Existing benchmarks for chemical reasoning evaluation focus solely on final answers, making it difficult to detect logical errors in intermediate reasoning steps. To address this limitation, this work proposes ChemCoTBench-V2, a novel benchmark that employs expert-designed structured templates to guide models in generating verifiable intermediate reasoning states. By integrating deterministic chemical rules, reference trajectory alignment, and oracle-verifiable state constraints, the framework enables low-cost, auditable process-level evaluation without requiring human or LLM-based adjudication. This approach is the first to support state-constraint verification and precise error localization in open-ended tasks, revealing a significant discrepancy between answer correctness and reasoning consistency across mainstream large language models. It further facilitates fine-grained model comparison and identification of the first erroneous step in reasoning trajectories.

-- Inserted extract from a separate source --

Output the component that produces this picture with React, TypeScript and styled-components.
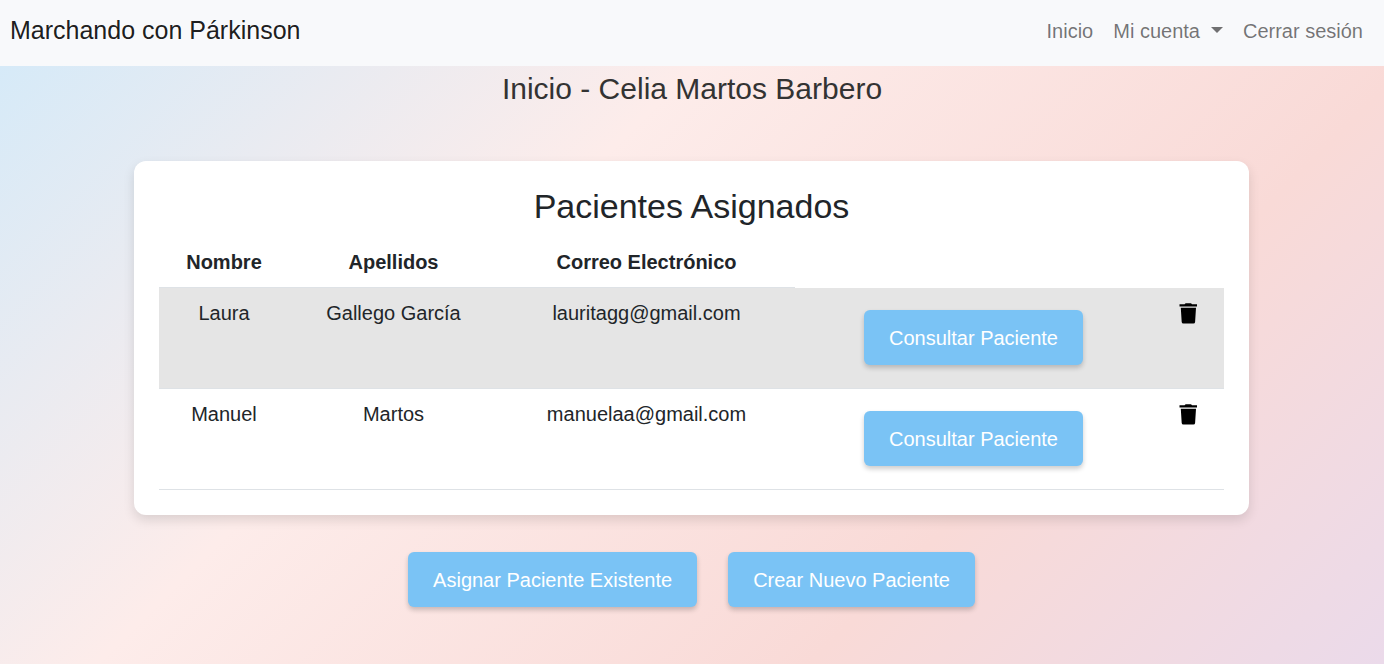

Large language models are increasingly used as chemistry assistants, yet most chemistry benchmarks still score only final answers. This masks a critical failure mode: a model may output the correct molecule, product, or option while its reasoning violates chemical logic. Existing process-level evaluators are hard to scale because LLM judges and human step-level process annotation are costly, inconsistent, and vulnerable to hallucination. We introduce ChemCoTBench-V2, a rule-verifiable diagnostic benchmark for low-cost, auditable evaluation of structured, verifier-addressable chemical reasoning traces. It spans molecular understanding, molecule editing, molecular optimization, and reaction prediction, with 5,620 evaluation samples across 18 reporting tasks. Models must expose key intermediate steps in expert-designed templates, and those steps are checked with deterministic chemistry rules and, for closed-answer tasks, reference traces rather than another LLM judge. Open-ended molecular optimization is evaluated with oracle-verifiable state constraints rather than strict trace matching. The benchmark reports three separate signals: final-answer correctness, template adherence, and step-wise verifier correctness over expert-refined intermediate commitments. Experiments on frontier models reveal a persistent gap between final-answer success and structured-reasoning-state consistency: models often follow the requested format while failing chemical-step checks, or answer correctly with weak supporting reasoning. ChemCoTBench-V2 enables fine-grained model comparison and identifies the concrete step at which the trace first violates the verifier.